Spicy Crab Cakes with Mango Puree
When making crab cakes, it's customary to keep the crabmeat in chunks. Here, it's best to break up some of the meat to keep the crisp patties together.
Crisp Crab Cakes with Chipotle Mayonnaise
These amazing, light, and simple crab cakes are bound with fish, not cracker crumbs, for a deep seafood flavor.
Crabless Cakes with Hearts of Palm and Corn
That's right, these are faux crab cakes! When chopped, hearts of palm break down into shreds that look like fresh crab meat.

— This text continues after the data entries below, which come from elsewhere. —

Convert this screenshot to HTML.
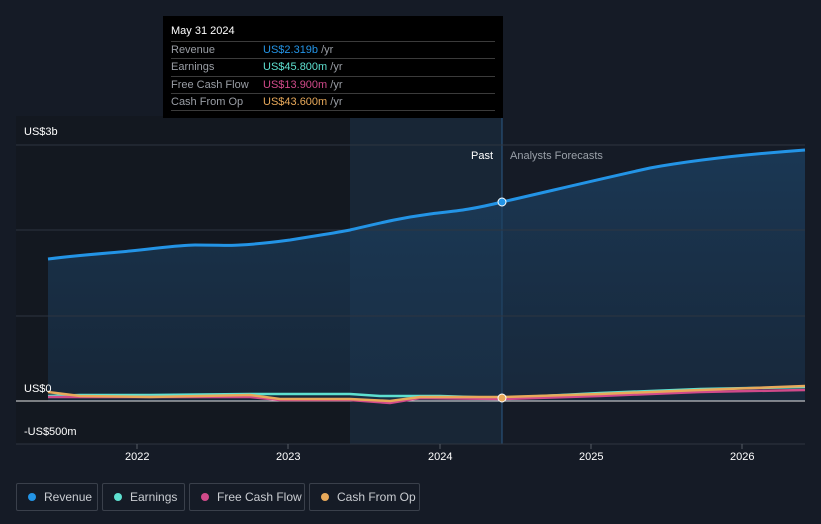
<!DOCTYPE html>
<html><head><style>
body{margin:0;width:821px;height:524px;background:#151b26;font-family:"Liberation Sans",sans-serif;overflow:hidden;position:relative}
.t{position:absolute;font-size:11px;color:#fff}
.leg{position:absolute;top:483px;height:28px;border:1px solid #3a404b;border-radius:2px;box-sizing:border-box;color:#c9ccd1;font-size:12px;line-height:26px;padding-left:27px}
.leg i{position:absolute;left:11px;top:9px;width:8px;height:8px;border-radius:50%}
.tip{position:absolute;left:163px;top:16px;width:340px;height:102px;background:#000}
.row{position:absolute;left:8px;width:324px;height:17px;border-top:1px solid #3b3b3b;font-size:11px;color:#9a9ea5;line-height:17px}
.row span{position:absolute;left:92px}
</style></head><body>
<svg width="821" height="524" style="position:absolute;left:0;top:0">
<defs><linearGradient id="g" x1="0" y1="0" x2="0" y2="1"><stop offset="0" stop-color="#1d4468" stop-opacity=".7"/><stop offset="1" stop-color="#1a3550" stop-opacity=".5"/></linearGradient></defs>
<rect x="16" y="116" width="334" height="328" fill="#131820"/>
<rect x="350" y="116" width="152" height="328" fill="#182636"/>
<line x1="502" y1="116" x2="502" y2="444" stroke="#2a5a85" stroke-width="1"/>
<path d="M48,259 C80,255 110,253 130,251 C160,248 180,245 195,245 C220,245 230,246 240,245 C260,244 275,242 290,240 C320,235 335,233 350,230 C380,223 400,218 430,214 C455,211 470,210 502,202 C550,191 600,179 650,168 C700,159 750,154 805,150 L805,401 L48,401 Z" fill="url(#g)"/>
<g stroke="#2e3540" stroke-width="1"><line x1="16" y1="145" x2="805" y2="145"/><line x1="16" y1="230" x2="805" y2="230"/><line x1="16" y1="316" x2="805" y2="316"/><line x1="16" y1="444" x2="805" y2="444"/></g>
<line x1="16" y1="401" x2="805" y2="401" stroke="#e6e6e6" stroke-width="1"/>
<g stroke="#555b64"><line x1="137" y1="444" x2="137" y2="449"/><line x1="288" y1="444" x2="288" y2="449"/><line x1="440" y1="444" x2="440" y2="449"/><line x1="591" y1="444" x2="591" y2="449"/><line x1="742" y1="444" x2="742" y2="449"/></g>
<path d="M48,259 C80,255 110,253 130,251 C160,248 180,245 195,245 C220,245 230,246 240,245 C260,244 275,242 290,240 C320,235 335,233 350,230 C380,223 400,218 430,214 C455,211 470,210 502,202 C550,191 600,179 650,168 C700,159 750,154 805,150" fill="none" stroke="#2394e6" stroke-width="3"/>
<path d="M48,396 L80,395 L150,395 L250,394 L350,394 L380,396 L440,396 L502,398 L600,393 L700,389 L805,387" fill="none" stroke="#5ee0d0" stroke-width="2.5"/>
<path d="M48,397 L100,397 L250,397 L280,400 L350,400 L390,403 L420,398 L502,399 L600,396 L700,392 L805,390" fill="none" stroke="#d04a8a" stroke-width="2.5"/>
<path d="M48,392 L80,396 L150,397 L250,395 L280,399 L350,399 L390,401 L420,397 L502,397 L600,394 L700,390 L805,386" fill="none" stroke="#e8a95a" stroke-width="2.5"/>
<circle cx="502" cy="202" r="4" fill="#2394e6" stroke="#fff" stroke-width="1"/>
<circle cx="502" cy="398" r="4" fill="#e8a95a" stroke="#fff" stroke-width="1"/>
</svg>
<div class="t" style="left:24px;top:126px">US$3b</div>
<div class="t" style="left:24px;top:383px">US$0</div>
<div class="t" style="left:24px;top:426px">-US$500m</div>
<div class="t" style="left:471px;top:150px">Past</div>
<div class="t" style="left:510px;top:150px;color:#9aa0a8">Analysts Forecasts</div>
<div class="t" style="left:125px;top:451px">2022</div>
<div class="t" style="left:276px;top:451px">2023</div>
<div class="t" style="left:428px;top:451px">2024</div>
<div class="t" style="left:579px;top:451px">2025</div>
<div class="t" style="left:730px;top:451px">2026</div>
<div class="tip">
<div class="t" style="left:8px;top:9px">May 31 2024</div>
<div class="row" style="top:25px">Revenue<span><b style="font-weight:normal;color:#2394e6">US$2.319b</b> /yr</span></div>
<div class="row" style="top:42px">Earnings<span><b style="font-weight:normal;color:#5ee0d0">US$45.800m</b> /yr</span></div>
<div class="row" style="top:60px">Free Cash Flow<span><b style="font-weight:normal;color:#d04a8a">US$13.900m</b> /yr</span></div>
<div class="row" style="top:77px">Cash From Op<span><b style="font-weight:normal;color:#e8a95a">US$43.600m</b> /yr</span></div>
<div class="row" style="top:94px;height:0"></div>
</div>
<div class="leg" style="left:16px;width:82px"><i style="background:#2394e6"></i>Revenue</div>
<div class="leg" style="left:102px;width:83px"><i style="background:#5ee0d0"></i>Earnings</div>
<div class="leg" style="left:189px;width:116px"><i style="background:#d04a8a"></i>Free Cash Flow</div>
<div class="leg" style="left:309px;width:111px"><i style="background:#e8a95a"></i>Cash From Op</div>
</body></html>
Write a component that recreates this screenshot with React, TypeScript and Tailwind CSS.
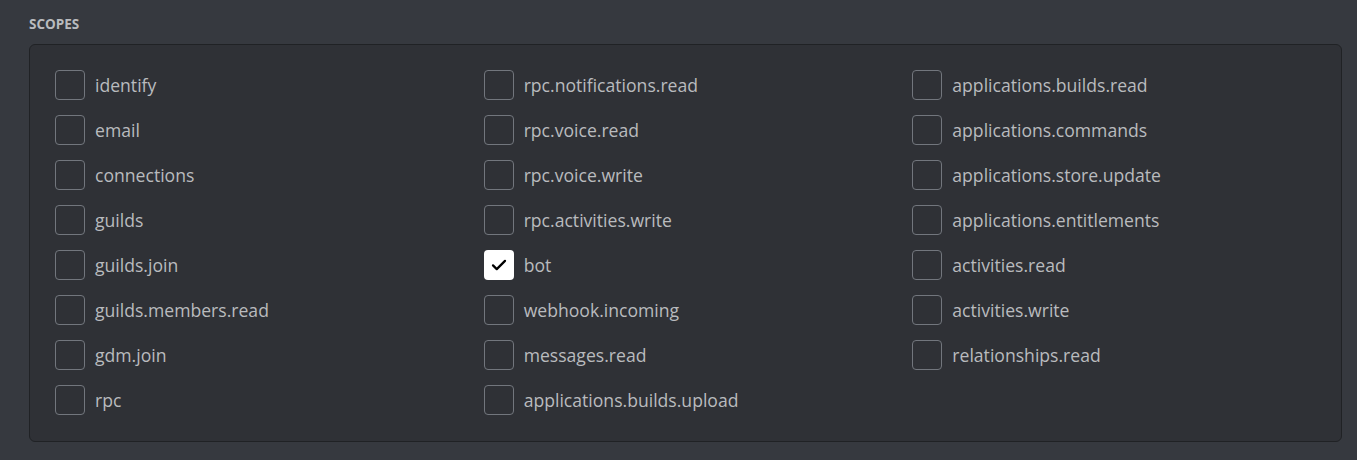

Here they get seasoned with Old Bay, vegan mayonnaise, and Dijon mustard for a sensational main course.
Blue Crab Beignets
Here, beignet batter thinly coats a creamy, warm crab filling with a crisp, light crust. The batter, which includes amber lager, is loose and can be tricky to shape at first; keep frying and practicing — your beignets will improve with each batch. These are ideally eaten while still very hot, so make them while enjoying aperitifs in the kitchen.
Crab Balls with Grapefruit Salad
The crab and grapefruit in this dish first appeared at the restaurant Spice Market tossed with cold glass noodles. Chef Jean-Georges Vongerichten decided it was a "messy pile," but liked the flavors, so he reconfigured them into crab balls rolled in panko and sesame seeds.